Literatur und Psychoanalyse

Leitung

Prof. Barbara Vinken, PhD und Prof. Dr. Susanne Lüdemann

Zeit & Ort

14tägig, Do 14 - 18 Uhr c.t.; Schellingstraße 3 RG, K04b (24.10., 7.11., 5.12., 19.12., 9.1., 23.1., 6.2.)

Wenn Freud am Rande einer seiner frühesten Fallgeschichten dem Leser gesteht, es berühre ihn bisweilen eigentümlich, dass seine Krankengeschichten sich wie Novellen läsen „und daß sie sozusagen des ernsten Gepräges der Wissenschaftlichkeit entbehr[t]en“ (Studien über Hysterie), dann ist damit auf eine Komplizität von Psychoanalyse und Literatur verwiesen, die in deren beider Umgang mit der Sprache wurzelt. „Ich muss mich damit trösten“, fährt Freud an der zitierten Stelle fort, „daß für dieses Ergebnis die Natur des Gegenstandes offenbar eher verantwortlich zu machen ist als meine Vorliebe: Lokaldiagnose und elektrische Reaktionen kommen bei dem Studium der Hysterie eben nicht zur Geltung, während eine eingehende Darstellung der seelischen Vorgänge, wie man sie vom Dichter zu erhalten gewohnt ist, mir gestattet, Einsicht in den Hergang einer Hysterie zu gewinnen.“ Epistemologisch kann man aus solcher Einsicht die „narrativen Strukturen“ der Psychoanalyse ableiten (Roy Schafer / Susanne Lüdemann) oder ihr „psychodramatisches Substrat“ (Peter von Matt).
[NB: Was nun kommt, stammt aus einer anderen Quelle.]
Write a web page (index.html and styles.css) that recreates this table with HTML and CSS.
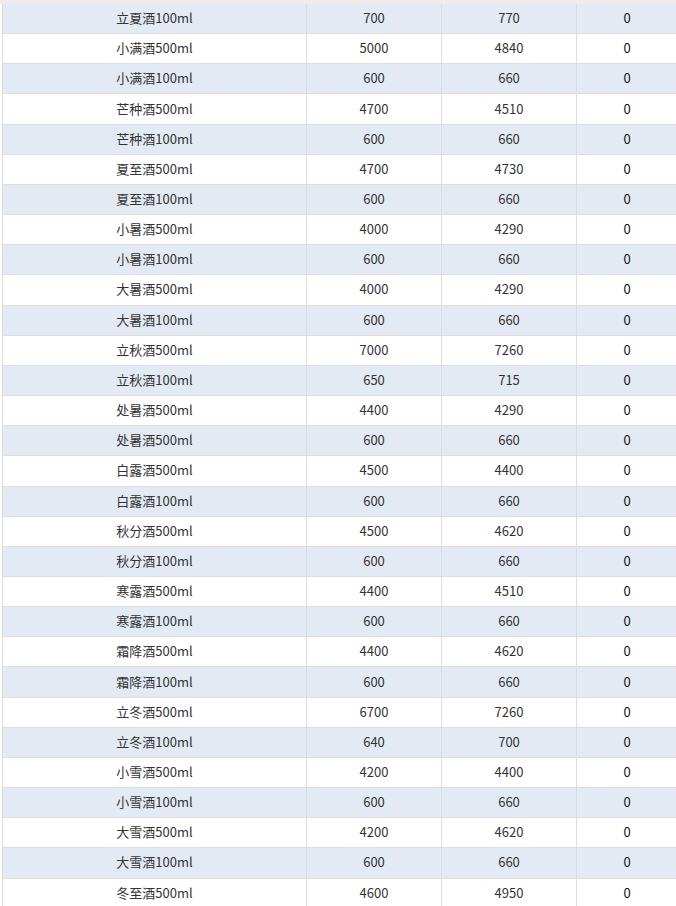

Und wenn Freud wieder und wieder die Dichter als Zeugen seiner Erkenntnisse anruft und ihnen ein „endopsychisches Wissen“ um jene unbewussten Seelenvorgänge zuschreibt, die auch die Psychoanalyse beschäftigen, dann muss einen das weiter nicht erstaunen, wenn man bedenkt, dass die Psychoanalyse ihre wesentlichen Paradigmen (Ödipus-Komplex, Narzißmus, Sadismus, Masochismus) selbst aus der Literatur bezogen hat.

Entsprechend dieser Einsicht soll es im Seminar nicht um psychoanalytische Literaturwissenschaft im engeren Sinn gehen, sondern um das Wechselverhältnis von Literatur, Psychoanalyse und Theorie im 20. Jahrhundert.